The Haunting Of Bly Manor Review
If you’re looking for something great to watch this October, but aren’t in the mood for anything campy or gory, you should check out The Haunting of Bly Manor, coming to Netflix on October 9th. This show is a love letter to gothic horror and has everything you would expect of the genre: the paranormal, an extravagant estate, opulence, a great family turning to ruin, a troubled protagonist, and a mystery in need of solving. Based on Henry James’ novella The Turn of the Screw, and considered the followup series to The Haunting of Hill House, Mike Flanagan’s newest show is a horror delight that’s close enough to the source material to be familiar, but fresh enough to stay exciting. (This is a spoiler-free review, so it’s safe to keep reading!)
Set in the ’80s, the show follows the journey of au pair Dani Clayton (Victoria Pedretti) who’s accepted a job caring for the niece and nephew of Henry Wingrave (Henry Thomas). Located in the English countryside, Bly Manor is frequented by housekeeper Hannah Grose (T’Nia Miller), chef Owen (Rahul Kohli), and groundskeeper Jamie (Amelia Eve). It’s also home to a slew of ghosts that threaten the lives of all those who set foot on Bly’s grounds. Throughout the series, we learn more about the specters who haunt the property, the questionable pasts of our characters, and the history of the manor itself.
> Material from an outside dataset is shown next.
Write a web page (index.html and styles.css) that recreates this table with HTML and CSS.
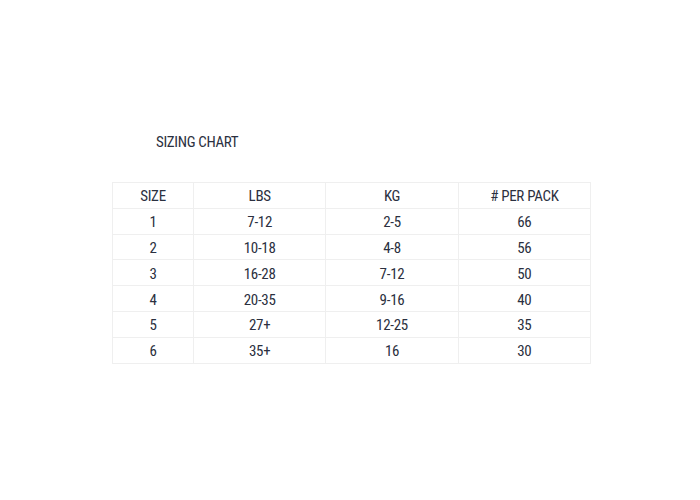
FILE: index.html
```html
<!DOCTYPE html>
<html>
<head>
<meta charset="utf-8">
<link rel="stylesheet" href="styles.css">
</head>
<body>
<main class="page">
  <h2 class="title">SIZING CHART</h2>
  <table class="chart">
    <thead>
      <tr><th class="c-size">SIZE</th><th>LBS</th><th>KG</th><th># PER PACK</th></tr>
    </thead>
    <tbody>
      <tr><td>1</td><td>7-12</td><td>2-5</td><td>66</td></tr>
      <tr><td>2</td><td>10-18</td><td>4-8</td><td>56</td></tr>
      <tr><td>3</td><td>16-28</td><td>7-12</td><td>50</td></tr>
      <tr><td>4</td><td>20-35</td><td>9-16</td><td>40</td></tr>
      <tr><td>5</td><td>27+</td><td>12-25</td><td>35</td></tr>
      <tr><td>6</td><td>35+</td><td>16</td><td>30</td></tr>
    </tbody>
  </table>
</main>
</body>
</html>
```
FILE: styles.css
```css
html, body {
  margin: 0;
  padding: 0;
  background: #ffffff;
}
.page {
  padding: 133px 0 0 112px;
  font-family: "Roboto Condensed", "Liberation Sans Narrow", "DejaVu Sans Condensed", Roboto, sans-serif;
  color: #2b3040;
}
.title {
  margin: 0 0 31px 44px;
  font-size: 15px;
  font-weight: 400;
  line-height: 18px;
  letter-spacing: -0.35px;
}
.chart {
  border-collapse: collapse;
  width: 479px;
  table-layout: fixed;
  font-size: 15px;
  letter-spacing: -0.3px;
}
.chart th, .chart td {
  border: 1px solid #efefef;
  height: 22.8px;
  padding: 2px 0 0;
  text-align: center;
  font-weight: 400;
  vertical-align: middle;
}
.chart th.c-size {
  width: 80px;
}
```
Unlike The Haunting of Hill House, where danger and terror were lurking behind every corner, The Haunting of Bly Manor is lighter on the scares but heavier on the heart. Although there are a few scenes that are guaranteed to scare audiences, the real focus of this series is character building. By the end of the first episode, audiences will already find themselves invested in the lives of these fictional individuals, and this emotional connection is guaranteed to cut audiences deep as they experience the trials and traumas of these beloved characters.
The show also takes an interesting approach to exploring the themes of madness, love, regret, and memory. While we won’t go into details about how The Haunting of Bly Manor explores these concepts, we will say that they approach them in a visually striking way that will stick with viewers long after the show is done. They’re also not afraid to ask hard questions or explore big ideas, like what it means to love someone if we can ever really let go of trauma, and what it means to lose someone we love.
While the performances in The Haunting of Hill House were good, the ones in The Haunting of Bly Manor are even better. Pedretti does a great job as Dani, the cheerful, American au pair at Bly. Although child actors can be very hit or miss, the performances of Flora (Amelie Bea Smith) and Miles (Benjamin Evan Ainsworth) are emotionally charged, deeply unsettling, and some of the best in the show. Kohli’s performance hits especially hard, with an honest and unflinching look at what it’s like to watch someone you love with dementia slip further away each day. However, we’re betting that Miller’s performance as Mrs. Grose will be an audience favourite. The way she balances her character’s strength and fragility is masterful, and she steals every scene she’s in.
The recycling of the cast, as well as the introduction of new performers, is a fun touch too. A similar technique used in Ryan Murphy’s American Horror Show, Flanagan’s choice to keep some of the original cast keeps the show feeling like it’s rooted in the first season, without having to maintain any narrative throughline. The same can be said for reusing the interior of Hill House, along with the score that was developed for the first season. The familiarity of everything helps draw you in, while at the same time making you feel uncomfortable.
If you’re a fan of The Haunting of Hill House, gothic horror, or love good television, then you need to watch The Haunting of Bly Manor, available to stream on Netflix starting October 9th. It’s heartbreaking, terrifying, and—much like the ghosts of Bly—will absolutely haunt you.